What’s in the fine print?

Another thing that’s changed since these fees were first imagined is where developments happen. 

It’s easy to argue why developers should pay for massive infrastructure projects in newly created suburbs, but harder to explain why most of the cost for downtown parks and transit stations should be borne by newcomers to the area. 

In order to justify the bottom line charges, staff must explain exactly where every dollar taken from developers will go.

Some projects are entirely paid for through new development. 

Burggraaf went through every line item in  the city’s 358-page background study, and argued that developers are shouldering too much of the burden for projects like debt servicing costs for light-rail transit projects, a new aquatic sports centre, and urban recreation centres. 

A blue and white for sale sign in front of a red brick house
Councillors say growth must pay for growth, if the city is going to keep up the maintenance of critical infrastructure. (Sean Kilpatrick/The Canadian Press)

Last minute changes irk industry

Burggraaf noted one other frustration with the city’s development charge plan. 

After months of work, he said staff have given him just a few days’ notice that a drastic change in the fee structure is in the works. 

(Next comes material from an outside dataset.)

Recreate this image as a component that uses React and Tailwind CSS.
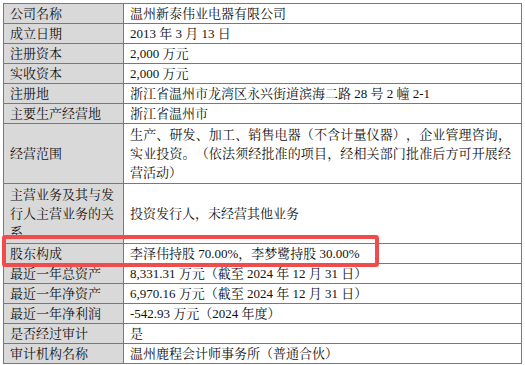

When it’s tabled on Wednesday, Burggraaf expects the $12,000 fee-hike will be slashed to something closer to $6,000. 

It should be a victory, but he’s left wondering what has been cut, and why staff took so long to share the news. 

“I’ve got examples of projects we’re concerned about,” he said. “But what if it’s a legitimate project, right? A new road and more water infrastructure that was needed that got the axe in order to reduce the rates.”

The city would not comment on the meeting or what was discussed, but councillors expect at least some changes will be unveiled at Wednesday’s meeting. 

No matter what concerns are raised, it’s unlikely councillors will vote against the bylaw since that would put the important revenue stream at risk. But if the industry isn’t happy with the outcome, it’ll have the option to launch an appeal.